- **Exercise details**
Copy out all lines in the data below containing the string "this".

- **Input records**
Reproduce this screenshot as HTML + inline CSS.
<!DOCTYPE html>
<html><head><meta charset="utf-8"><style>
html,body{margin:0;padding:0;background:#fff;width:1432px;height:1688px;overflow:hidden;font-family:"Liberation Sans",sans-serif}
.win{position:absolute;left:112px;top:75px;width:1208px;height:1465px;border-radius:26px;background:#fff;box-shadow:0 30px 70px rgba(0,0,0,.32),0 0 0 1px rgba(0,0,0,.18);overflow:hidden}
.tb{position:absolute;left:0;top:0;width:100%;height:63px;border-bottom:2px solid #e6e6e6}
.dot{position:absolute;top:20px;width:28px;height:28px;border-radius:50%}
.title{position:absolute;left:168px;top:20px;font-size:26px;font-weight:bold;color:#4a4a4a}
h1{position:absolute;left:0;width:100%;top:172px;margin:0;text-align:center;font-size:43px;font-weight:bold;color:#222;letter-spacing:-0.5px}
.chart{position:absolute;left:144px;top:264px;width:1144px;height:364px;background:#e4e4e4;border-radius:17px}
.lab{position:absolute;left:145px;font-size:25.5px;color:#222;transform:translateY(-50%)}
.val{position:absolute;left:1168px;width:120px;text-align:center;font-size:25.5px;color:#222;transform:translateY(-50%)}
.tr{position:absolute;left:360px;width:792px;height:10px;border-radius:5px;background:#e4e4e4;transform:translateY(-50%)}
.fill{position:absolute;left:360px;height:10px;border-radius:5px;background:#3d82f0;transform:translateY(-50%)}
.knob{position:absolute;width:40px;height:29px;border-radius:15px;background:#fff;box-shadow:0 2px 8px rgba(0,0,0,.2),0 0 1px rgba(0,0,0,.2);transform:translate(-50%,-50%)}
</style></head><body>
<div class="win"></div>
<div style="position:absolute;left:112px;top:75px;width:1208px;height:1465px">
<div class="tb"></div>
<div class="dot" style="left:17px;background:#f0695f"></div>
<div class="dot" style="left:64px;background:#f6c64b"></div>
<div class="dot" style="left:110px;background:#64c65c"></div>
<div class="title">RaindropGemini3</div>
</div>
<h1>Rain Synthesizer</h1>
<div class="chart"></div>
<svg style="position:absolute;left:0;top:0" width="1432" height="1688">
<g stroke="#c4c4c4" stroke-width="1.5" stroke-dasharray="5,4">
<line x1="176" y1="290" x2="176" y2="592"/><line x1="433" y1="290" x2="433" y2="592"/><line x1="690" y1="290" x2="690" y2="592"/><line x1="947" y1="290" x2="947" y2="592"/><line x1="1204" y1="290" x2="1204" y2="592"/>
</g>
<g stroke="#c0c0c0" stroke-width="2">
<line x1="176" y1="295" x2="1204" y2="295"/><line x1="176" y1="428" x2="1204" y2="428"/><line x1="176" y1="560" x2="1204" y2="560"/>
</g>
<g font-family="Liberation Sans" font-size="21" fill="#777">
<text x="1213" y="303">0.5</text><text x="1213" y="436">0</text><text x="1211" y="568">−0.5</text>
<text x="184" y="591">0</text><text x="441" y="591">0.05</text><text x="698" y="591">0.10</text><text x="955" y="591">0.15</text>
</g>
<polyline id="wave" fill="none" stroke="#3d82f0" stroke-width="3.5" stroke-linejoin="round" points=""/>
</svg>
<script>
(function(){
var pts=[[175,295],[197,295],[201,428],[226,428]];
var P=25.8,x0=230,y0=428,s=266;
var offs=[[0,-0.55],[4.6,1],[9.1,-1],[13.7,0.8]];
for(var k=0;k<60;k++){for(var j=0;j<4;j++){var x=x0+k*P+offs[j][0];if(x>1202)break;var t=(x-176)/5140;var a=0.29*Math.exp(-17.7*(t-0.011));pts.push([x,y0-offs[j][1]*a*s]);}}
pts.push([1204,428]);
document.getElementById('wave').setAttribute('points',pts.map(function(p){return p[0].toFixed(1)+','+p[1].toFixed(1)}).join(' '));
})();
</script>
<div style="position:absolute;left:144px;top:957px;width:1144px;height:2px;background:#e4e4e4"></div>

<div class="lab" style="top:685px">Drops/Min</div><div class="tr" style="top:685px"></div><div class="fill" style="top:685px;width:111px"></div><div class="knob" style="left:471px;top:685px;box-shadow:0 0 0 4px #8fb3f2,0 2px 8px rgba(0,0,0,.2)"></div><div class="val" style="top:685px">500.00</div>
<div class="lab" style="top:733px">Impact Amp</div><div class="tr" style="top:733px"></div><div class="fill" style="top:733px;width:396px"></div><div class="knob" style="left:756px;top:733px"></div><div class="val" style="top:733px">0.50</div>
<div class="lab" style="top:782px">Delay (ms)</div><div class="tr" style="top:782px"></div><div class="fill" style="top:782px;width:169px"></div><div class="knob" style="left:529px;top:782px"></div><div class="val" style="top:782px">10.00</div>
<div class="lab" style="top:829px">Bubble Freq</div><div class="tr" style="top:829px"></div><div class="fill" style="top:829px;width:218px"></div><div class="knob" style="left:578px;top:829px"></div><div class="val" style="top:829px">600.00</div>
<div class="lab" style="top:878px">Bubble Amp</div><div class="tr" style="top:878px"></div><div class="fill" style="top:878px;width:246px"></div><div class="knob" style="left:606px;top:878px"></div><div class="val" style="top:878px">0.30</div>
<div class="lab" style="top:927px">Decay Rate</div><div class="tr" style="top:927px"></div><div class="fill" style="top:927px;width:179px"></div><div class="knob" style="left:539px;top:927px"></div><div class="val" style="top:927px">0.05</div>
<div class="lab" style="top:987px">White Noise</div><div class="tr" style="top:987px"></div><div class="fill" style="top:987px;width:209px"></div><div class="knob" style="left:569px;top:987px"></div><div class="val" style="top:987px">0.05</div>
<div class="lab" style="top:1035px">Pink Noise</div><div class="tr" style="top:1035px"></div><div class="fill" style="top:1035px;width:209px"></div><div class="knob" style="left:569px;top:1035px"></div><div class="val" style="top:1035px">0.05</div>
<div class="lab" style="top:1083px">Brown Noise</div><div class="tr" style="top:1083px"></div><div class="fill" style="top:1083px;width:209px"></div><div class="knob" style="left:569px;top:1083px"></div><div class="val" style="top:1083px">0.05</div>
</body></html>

---

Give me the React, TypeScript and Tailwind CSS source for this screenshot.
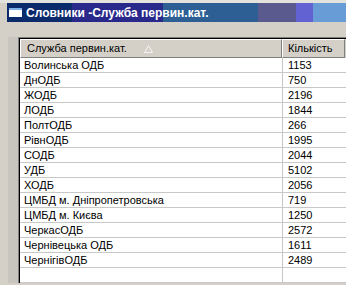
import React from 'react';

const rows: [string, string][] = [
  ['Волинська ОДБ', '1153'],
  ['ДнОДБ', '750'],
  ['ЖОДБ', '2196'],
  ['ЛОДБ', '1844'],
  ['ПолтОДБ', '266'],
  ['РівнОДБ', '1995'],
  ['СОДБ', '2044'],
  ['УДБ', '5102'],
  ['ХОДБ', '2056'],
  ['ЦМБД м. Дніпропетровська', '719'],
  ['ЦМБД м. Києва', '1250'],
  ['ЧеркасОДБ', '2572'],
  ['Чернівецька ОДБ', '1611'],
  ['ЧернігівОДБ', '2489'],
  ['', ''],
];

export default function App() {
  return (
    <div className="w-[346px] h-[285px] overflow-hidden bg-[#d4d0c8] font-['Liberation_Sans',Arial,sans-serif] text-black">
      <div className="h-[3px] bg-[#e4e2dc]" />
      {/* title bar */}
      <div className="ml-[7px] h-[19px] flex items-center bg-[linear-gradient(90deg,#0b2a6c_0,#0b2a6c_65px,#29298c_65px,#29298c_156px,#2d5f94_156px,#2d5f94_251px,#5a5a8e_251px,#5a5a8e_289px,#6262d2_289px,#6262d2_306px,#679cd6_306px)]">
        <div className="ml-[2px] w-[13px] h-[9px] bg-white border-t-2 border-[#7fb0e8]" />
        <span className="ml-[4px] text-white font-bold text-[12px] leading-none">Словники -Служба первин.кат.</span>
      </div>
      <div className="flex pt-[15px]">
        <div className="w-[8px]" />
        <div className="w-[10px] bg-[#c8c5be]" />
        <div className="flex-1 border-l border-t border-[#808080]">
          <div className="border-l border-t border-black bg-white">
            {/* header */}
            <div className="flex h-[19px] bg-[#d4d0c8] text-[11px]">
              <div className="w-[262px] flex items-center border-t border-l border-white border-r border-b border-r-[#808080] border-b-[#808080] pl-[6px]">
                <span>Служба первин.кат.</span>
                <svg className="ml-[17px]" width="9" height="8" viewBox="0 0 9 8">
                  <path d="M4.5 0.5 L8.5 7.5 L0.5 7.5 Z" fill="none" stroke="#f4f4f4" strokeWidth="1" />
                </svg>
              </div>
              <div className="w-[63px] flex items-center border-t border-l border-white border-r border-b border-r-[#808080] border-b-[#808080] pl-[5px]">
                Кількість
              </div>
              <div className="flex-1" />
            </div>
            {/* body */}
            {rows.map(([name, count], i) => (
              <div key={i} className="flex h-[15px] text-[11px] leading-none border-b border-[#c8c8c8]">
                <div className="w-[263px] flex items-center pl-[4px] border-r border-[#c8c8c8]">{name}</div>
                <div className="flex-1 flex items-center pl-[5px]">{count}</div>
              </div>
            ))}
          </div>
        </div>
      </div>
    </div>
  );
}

---

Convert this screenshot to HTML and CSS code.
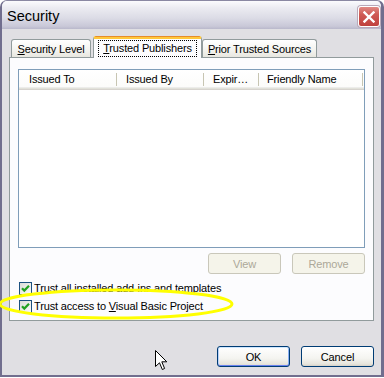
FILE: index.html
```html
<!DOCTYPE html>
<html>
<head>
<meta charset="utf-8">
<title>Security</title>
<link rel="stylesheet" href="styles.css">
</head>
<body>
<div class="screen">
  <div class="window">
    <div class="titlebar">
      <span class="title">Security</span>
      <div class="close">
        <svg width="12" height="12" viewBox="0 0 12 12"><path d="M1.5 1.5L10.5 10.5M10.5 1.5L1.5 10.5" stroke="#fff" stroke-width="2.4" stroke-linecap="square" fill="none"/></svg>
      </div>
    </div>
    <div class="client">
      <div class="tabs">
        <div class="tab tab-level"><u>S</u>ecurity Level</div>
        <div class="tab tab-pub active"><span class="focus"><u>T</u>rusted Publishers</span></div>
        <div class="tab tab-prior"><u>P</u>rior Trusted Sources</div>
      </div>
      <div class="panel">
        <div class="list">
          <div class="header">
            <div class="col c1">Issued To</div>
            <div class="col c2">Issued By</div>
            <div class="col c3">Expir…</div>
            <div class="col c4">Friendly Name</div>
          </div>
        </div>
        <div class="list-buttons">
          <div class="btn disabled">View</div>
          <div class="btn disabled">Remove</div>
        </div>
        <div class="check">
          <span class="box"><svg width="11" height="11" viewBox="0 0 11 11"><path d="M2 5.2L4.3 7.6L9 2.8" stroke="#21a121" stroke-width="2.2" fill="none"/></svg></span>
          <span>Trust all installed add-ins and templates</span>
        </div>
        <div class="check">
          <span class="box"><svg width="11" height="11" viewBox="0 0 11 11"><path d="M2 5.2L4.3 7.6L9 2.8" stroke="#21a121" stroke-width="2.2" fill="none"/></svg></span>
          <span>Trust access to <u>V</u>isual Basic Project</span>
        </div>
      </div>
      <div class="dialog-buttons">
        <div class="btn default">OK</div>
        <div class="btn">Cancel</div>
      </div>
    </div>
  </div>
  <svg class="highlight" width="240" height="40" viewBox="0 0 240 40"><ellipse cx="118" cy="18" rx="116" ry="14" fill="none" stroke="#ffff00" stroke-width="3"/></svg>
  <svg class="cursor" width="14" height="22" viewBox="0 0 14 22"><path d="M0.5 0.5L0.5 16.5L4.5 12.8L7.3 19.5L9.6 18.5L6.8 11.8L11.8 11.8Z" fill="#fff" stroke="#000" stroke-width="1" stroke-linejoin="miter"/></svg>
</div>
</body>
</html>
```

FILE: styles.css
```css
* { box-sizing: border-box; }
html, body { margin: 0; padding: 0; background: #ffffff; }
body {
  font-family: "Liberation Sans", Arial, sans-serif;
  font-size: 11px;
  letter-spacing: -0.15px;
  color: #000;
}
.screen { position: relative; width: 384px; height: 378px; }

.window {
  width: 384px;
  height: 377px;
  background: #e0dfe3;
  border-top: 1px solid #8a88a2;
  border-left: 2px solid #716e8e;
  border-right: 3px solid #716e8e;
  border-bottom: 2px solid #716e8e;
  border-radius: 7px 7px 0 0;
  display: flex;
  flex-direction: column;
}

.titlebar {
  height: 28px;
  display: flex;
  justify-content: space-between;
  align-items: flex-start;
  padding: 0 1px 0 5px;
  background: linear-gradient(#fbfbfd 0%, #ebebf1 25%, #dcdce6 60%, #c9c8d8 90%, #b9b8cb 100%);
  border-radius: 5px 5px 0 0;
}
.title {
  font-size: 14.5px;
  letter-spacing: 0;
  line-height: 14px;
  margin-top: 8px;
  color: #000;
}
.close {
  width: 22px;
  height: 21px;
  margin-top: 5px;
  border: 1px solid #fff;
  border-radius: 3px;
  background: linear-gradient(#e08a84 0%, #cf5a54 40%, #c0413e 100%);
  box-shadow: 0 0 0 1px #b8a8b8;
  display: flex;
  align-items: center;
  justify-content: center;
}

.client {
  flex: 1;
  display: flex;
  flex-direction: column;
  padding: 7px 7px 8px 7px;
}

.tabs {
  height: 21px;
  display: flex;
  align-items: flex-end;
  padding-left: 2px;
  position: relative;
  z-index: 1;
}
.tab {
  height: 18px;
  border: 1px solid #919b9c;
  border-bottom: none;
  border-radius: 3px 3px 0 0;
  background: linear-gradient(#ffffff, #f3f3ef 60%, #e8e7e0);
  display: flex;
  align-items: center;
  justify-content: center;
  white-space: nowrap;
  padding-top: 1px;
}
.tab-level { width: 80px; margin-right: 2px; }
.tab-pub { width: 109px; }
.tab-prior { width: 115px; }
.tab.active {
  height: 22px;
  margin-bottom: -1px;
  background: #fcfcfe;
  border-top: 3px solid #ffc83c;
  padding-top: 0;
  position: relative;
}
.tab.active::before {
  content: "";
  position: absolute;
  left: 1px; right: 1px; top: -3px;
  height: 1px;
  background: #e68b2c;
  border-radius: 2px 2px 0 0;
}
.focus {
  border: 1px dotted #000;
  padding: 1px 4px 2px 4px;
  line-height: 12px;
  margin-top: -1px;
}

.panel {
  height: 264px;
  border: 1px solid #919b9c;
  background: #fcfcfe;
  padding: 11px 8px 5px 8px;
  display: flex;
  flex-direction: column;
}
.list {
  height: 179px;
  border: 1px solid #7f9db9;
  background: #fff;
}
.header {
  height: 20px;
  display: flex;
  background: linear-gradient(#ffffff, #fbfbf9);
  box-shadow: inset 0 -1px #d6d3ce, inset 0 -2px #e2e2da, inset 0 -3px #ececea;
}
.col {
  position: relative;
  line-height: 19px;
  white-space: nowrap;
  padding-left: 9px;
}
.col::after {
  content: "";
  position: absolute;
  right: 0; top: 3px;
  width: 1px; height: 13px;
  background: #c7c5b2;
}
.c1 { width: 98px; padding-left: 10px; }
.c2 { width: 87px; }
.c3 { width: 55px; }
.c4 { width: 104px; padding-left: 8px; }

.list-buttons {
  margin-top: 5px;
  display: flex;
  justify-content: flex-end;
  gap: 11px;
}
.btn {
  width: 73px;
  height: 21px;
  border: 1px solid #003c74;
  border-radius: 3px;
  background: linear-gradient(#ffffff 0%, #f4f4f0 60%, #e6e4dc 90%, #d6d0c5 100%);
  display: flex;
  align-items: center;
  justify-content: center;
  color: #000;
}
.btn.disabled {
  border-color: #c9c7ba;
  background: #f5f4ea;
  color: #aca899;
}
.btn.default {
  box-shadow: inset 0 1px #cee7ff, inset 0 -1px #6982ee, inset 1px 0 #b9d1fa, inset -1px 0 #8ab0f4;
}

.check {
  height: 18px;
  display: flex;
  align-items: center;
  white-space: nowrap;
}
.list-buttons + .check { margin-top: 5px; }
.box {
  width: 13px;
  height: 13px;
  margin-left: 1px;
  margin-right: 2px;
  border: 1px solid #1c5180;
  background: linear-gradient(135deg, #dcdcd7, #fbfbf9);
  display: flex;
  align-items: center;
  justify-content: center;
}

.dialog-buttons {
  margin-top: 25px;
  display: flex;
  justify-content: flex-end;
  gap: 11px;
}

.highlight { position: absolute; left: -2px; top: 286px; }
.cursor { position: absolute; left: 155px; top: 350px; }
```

- **Expected output**
Reproduce this screenshot as HTML + inline CSS.
Give me the React, TypeScript and Tailwind CSS source for this screenshot.
Convert this screenshot to HTML and CSS code.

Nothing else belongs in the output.